Unlike current 4G Long Term Evolution wireless technology that relies on the deployment of large cell towers, 5G depends on the deployment of small cell antenna sites that are placed on utility poles or rooftops.  5G is designed to operate in frequencies between 30 GHz and 300 GHz allowing for greater data capacity but over shorter distances.

Commissioner Brendan Carr has been given credit for driving the development and release of this order.  Mr. Carr has been traveling the United States advocating for streamlined regulations that in turn would facilitate deployment of 5G technology.  Mr. Carr sees local and state regulations for cell tower and other facility siting as an issue and is making the argument that Sections 253 and 332(c)(7) of the Communications Act of 1934 can be leveraged to make local and state regulations less adverse to 5G deployment.

Under Section 253 of the Communications Act, the Commission may preempt any local or state statute or regulation that prohibits an entity from providing intrastate or interstate telecommunications services. States and localities can regulate telecom companies in order to preserve universal service, protect the public safety and welfare, and manage public rights-of-way.  Section 332(c)(7) maintains a state or local government’s authority over decisions regarding placement, construction, and modification of personal wireless facilities.

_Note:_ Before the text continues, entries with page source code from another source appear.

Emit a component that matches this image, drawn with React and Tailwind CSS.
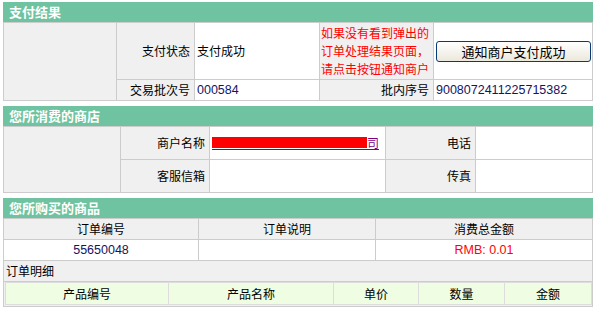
import React from 'react';

const cn = "font-['Noto_Sans_CJK_SC','Noto_Sans',sans-serif]";
const num = "font-['Liberation_Sans','Noto_Sans_CJK_SC',sans-serif] text-[12.5px] text-[#141464]";

const SectionTitle = ({ children, className = '' }) => (
  <div className={`h-[20px] w-[590px] bg-[#6fc3a1] pl-[6px] text-[13px] font-bold leading-[20px] text-white ${className}`}>
    {children}
  </div>
);

const Label = ({ children, className = '' }) => (
  <div className={`flex items-center justify-end bg-[#f0f0f0] pr-[4px] ${className}`}>{children}</div>
);

const Cell = ({ children, className = '' }) => (
  <div className={`flex items-center bg-white pl-[2px] ${className}`}>{children}</div>
);

const App = () => {
  return (
    <div className={`min-h-[315px] bg-white pl-[3px] pt-[2px] text-[12px] text-black ${cn}`}>
      {/* 支付结果 */}
      <SectionTitle>支付结果</SectionTitle>
      <div className="grid w-[590px] grid-cols-[112px_77px_124px_113px_158px] grid-rows-[56px_20px] gap-px border border-[#cccccc] bg-[#cccccc]">
        <div className="row-span-2 bg-[#f0f0f0]" />
        <Label>支付状态</Label>
        <Cell>支付成功</Cell>
        <div className="flex flex-col justify-center bg-[#f0f0f0] pl-[1px] leading-[18px] text-[#ff0000]">
          <span>如果没有看到弹出的</span>
          <span>订单处理结果页面，</span>
          <span>请点击按钮通知商户</span>
        </div>
        <Cell>
          <button className="h-[21px] w-[155px] rounded-[3px] border border-[#0a3a73] bg-gradient-to-b from-white to-[#ebe8dc] text-[13px] leading-[19px] text-black">
            通知商户支付成功
          </button>
        </Cell>
        <Label>交易批次号</Label>
        <Cell className={num}>000584</Cell>
        <Label>批内序号</Label>
        <Cell className={num}>9008072411225715382</Cell>
      </div>

      {/* 您所消费的商店 */}
      <SectionTitle className="mt-[5px]">您所消费的商店</SectionTitle>
      <div className="grid w-[590px] grid-cols-[116px_88px_175px_89px_116px] grid-rows-[32px_32px] gap-px border border-[#cccccc] bg-[#cccccc]">
        <div className="row-span-2 bg-[#f0f0f0]" />
        <Label>商户名称</Label>
        <Cell>
          <a className="flex items-end border-b border-[#800080] text-[#800080]" href="#">
            <span className="mb-[1px] inline-block h-[11px] w-[155px] bg-[#ff0000]" />
            <span className="leading-[13px]">司</span>
          </a>
        </Cell>
        <Label>电话</Label>
        <Cell />
        <Label>客服信箱</Label>
        <Cell />
        <Label>传真</Label>
        <Cell />
      </div>

      {/* 您所购买的商品 */}
      <SectionTitle className="mt-[5px]">您所购买的商品</SectionTitle>
      <div className="grid w-[590px] grid-cols-[194px_176px_216px] grid-rows-[20px_20px_20px_auto] gap-px border border-[#cccccc] bg-[#cccccc]">
        <div className="flex items-center justify-center bg-[#f0f0f0]">订单编号</div>
        <div className="flex items-center justify-center bg-[#f0f0f0]">订单说明</div>
        <div className="flex items-center justify-center bg-[#f0f0f0]">消费总金额</div>
        <div className={`flex items-center justify-center bg-white ${num}`}>55650048</div>
        <div className="bg-white" />
        <div className="flex items-center justify-center bg-white font-['Liberation_Sans',sans-serif] text-[12.5px] text-[#ff0000]">
          RMB: 0.01
        </div>
        <div className="col-span-3 flex items-center bg-[#f0f0f0] pl-[2px]">订单明细</div>
        <div className="col-span-3 bg-[#f0f0f0] pb-px pl-px">
          <div className="grid grid-cols-[162px_164px_84px_85px_86px] gap-px border border-[#dddddd] bg-[#dddddd]">
            {['产品编号', '产品名称', '单价', '数量', '金额'].map((t) => (
              <div key={t} className="flex h-[21px] items-center justify-center bg-[#effde2]">
                {t}
              </div>
            ))}
          </div>
        </div>
      </div>
    </div>
  );
};

export default App;
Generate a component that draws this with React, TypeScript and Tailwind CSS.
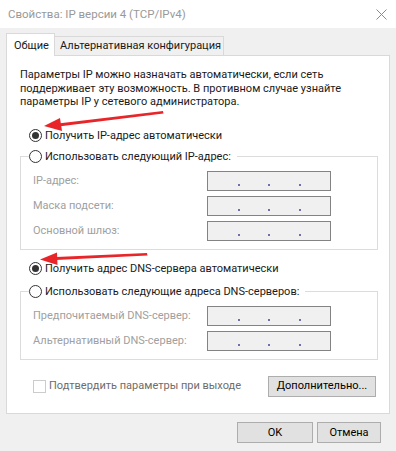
import React from "react";

function Radio({ checked, label }: { checked?: boolean; label: string }) {
  return (
    <div className="flex items-center h-[16px]">
      <span className="w-[13px] h-[13px] rounded-full border border-[#333333] bg-white flex items-center justify-center shrink-0">
        {checked && <span className="w-[7px] h-[7px] rounded-full bg-[#333333]" />}
      </span>
      <span className="ml-[3px] whitespace-nowrap">{label}</span>
    </div>
  );
}

function IpField() {
  return (
    <div className="w-[124px] h-[20px] border border-[#838383] bg-[#f0f0f0] grid grid-cols-4 shrink-0">
      {[0, 1, 2, 3].map((i) => (
        <div key={i} className="flex items-end justify-end pb-[4px]">
          {i < 3 && <span className="w-[2px] h-[2px] bg-[#7070a8] translate-x-[1px]" />}
        </div>
      ))}
    </div>
  );
}

function FieldRow({ label }: { label: string }) {
  return (
    <div className="flex items-center h-[20px]">
      <span className="w-[174px] text-[#a0a0a0] whitespace-nowrap">{label}</span>
      <IpField />
    </div>
  );
}

function Group({ legend, rows }: { legend: string; rows: string[] }) {
  return (
    <fieldset className="w-[358px] border border-[#dcdcdc]">
      <legend className="ml-[8px] pr-[6px] bg-white">
        <Radio label={legend} />
      </legend>
      <div className="pl-[12px] pt-[6px] pb-[8px] flex flex-col gap-[5px]">
        {rows.map((r) => (
          <FieldRow key={r} label={r} />
        ))}
      </div>
    </fieldset>
  );
}

function Button({ children, className }: { children: React.ReactNode; className: string }) {
  return (
    <button className={"h-[21px] border border-[#adadad] bg-[#e1e1e1] text-black flex items-center justify-center " + className}>
      {children}
    </button>
  );
}

export default function App() {
  return (
    <div className="relative w-[396px] h-[451px] overflow-hidden bg-[#f0f0f0] text-[11px] leading-[16px] text-[#1a1a1a] font-['Roboto',sans-serif] flex flex-col">
      {/* title bar */}
      <div className="h-[28px] bg-white flex items-center justify-between pl-[8px] pr-[9px] shrink-0">
        <span className="text-[#999999] text-[11.5px]">Свойства: IP версии 4 (TCP/IPv4)</span>
        <svg width="11" height="11" viewBox="0 0 11 11">
          <path d="M0.5 0.5 L10.5 10.5 M10.5 0.5 L0.5 10.5" stroke="#8a8a8a" strokeWidth="1" />
        </svg>
      </div>

      {/* tabs */}
      <div className="flex items-end pl-[6px] pt-[5px] h-[27px] shrink-0">
        <div className="relative z-10 h-[23px] -mb-px w-[49px] bg-white border border-b-0 border-[#d9d9d9] pl-[7px] pt-[4px]">
          Общие
        </div>
        <div className="h-[19px] w-[169px] border border-b-0 border-l-0 border-[#d9d9d9] pl-[5px] flex items-center whitespace-nowrap">
          Альтернативная конфигурация
        </div>
      </div>

      {/* panel */}
      <div className="ml-[6px] w-[384px] h-[359px] shrink-0 bg-white border border-[#d9d9d9] px-[13px] pt-[12px] flex flex-col">
        <p className="leading-[13.5px] whitespace-nowrap">
          Параметры IP можно назначать автоматически, если сеть
          <br />
          поддерживает эту возможность. В противном случае узнайте
          <br />
          параметры IP у сетевого администратора.
        </p>

        <div className="mt-[19px] ml-[9px]">
          <Radio checked label="Получить IP-адрес автоматически" />
        </div>
        <div className="mt-[5px]">
          <Group legend="Использовать следующий IP-адрес:" rows={["IP-адрес:", "Маска подсети:", "Основной шлюз:"]} />
        </div>

        <div className="mt-[11px] ml-[9px]">
          <Radio checked label="Получить адрес DNS-сервера автоматически" />
        </div>
        <div className="mt-[7px]">
          <Group legend="Использовать следующие адреса DNS-серверов:" rows={["Предпочитаемый DNS-сервер:", "Альтернативный DNS-сервер:"]} />
        </div>

        <div className="mt-[16px] flex items-center justify-between">
          <div className="flex items-center ml-[13px]">
            <span className="w-[13px] h-[13px] border border-[#cccccc] bg-white" />
            <span className="ml-[3px] text-[#6d6d6d]">Подтвердить параметры при выходе</span>
          </div>
          <Button className="w-[108px]">Дополнительно...</Button>
        </div>
      </div>

      {/* bottom buttons */}
      <div className="flex pl-[237px] pt-[8px] gap-[4px]">
        <Button className="w-[76px]">OK</Button>
        <Button className="w-[64px]">Отмена</Button>
      </div>

      {/* red annotation arrows */}
      <svg className="absolute inset-0 pointer-events-none" width="396" height="451" viewBox="0 0 396 451">
        <path d="M163 111 L58 123.5 L58.5 126.5 L163.5 113.5 Z" fill="#e8262a" />
        <path d="M44 126 L60 118 L62 131 Z" fill="#e8262a" />
        <path d="M147 253 L56 257 L56 260 L147.5 255.5 Z" fill="#e8262a" />
        <path d="M40 259.5 L57 252.5 L57.5 265 Z" fill="#e8262a" />
      </svg>
    </div>
  );
}
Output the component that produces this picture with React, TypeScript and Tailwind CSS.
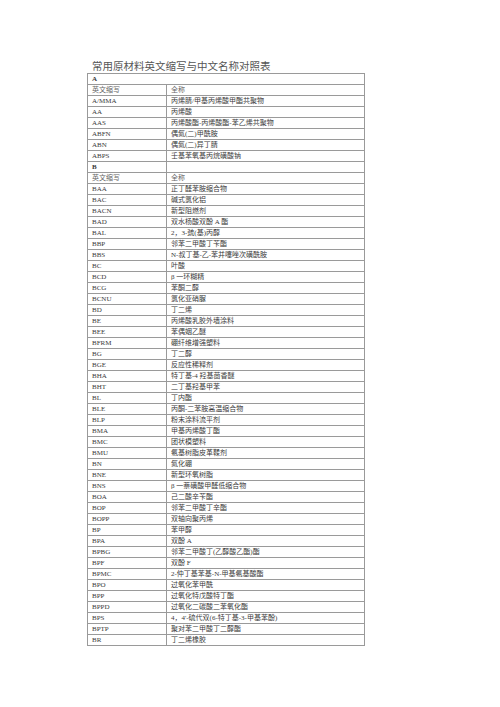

Mr. Carr argues that the order will generate $2 billion in cost savings for the wireless industry while generating an additional $2.4 billion in wireless investment.  Actual deployment is still nascent with expectations as to what 5G can do versus what it is actually doing.  Phones using 5G standards, according to Ms. Rouse’s article, are expected in 2019.  Cities are still constructing their blueprints for reconciling their smart city concepts and the “internet of things” with 5G expectations.  It may not be until 2030 that 5G becomes commonplace.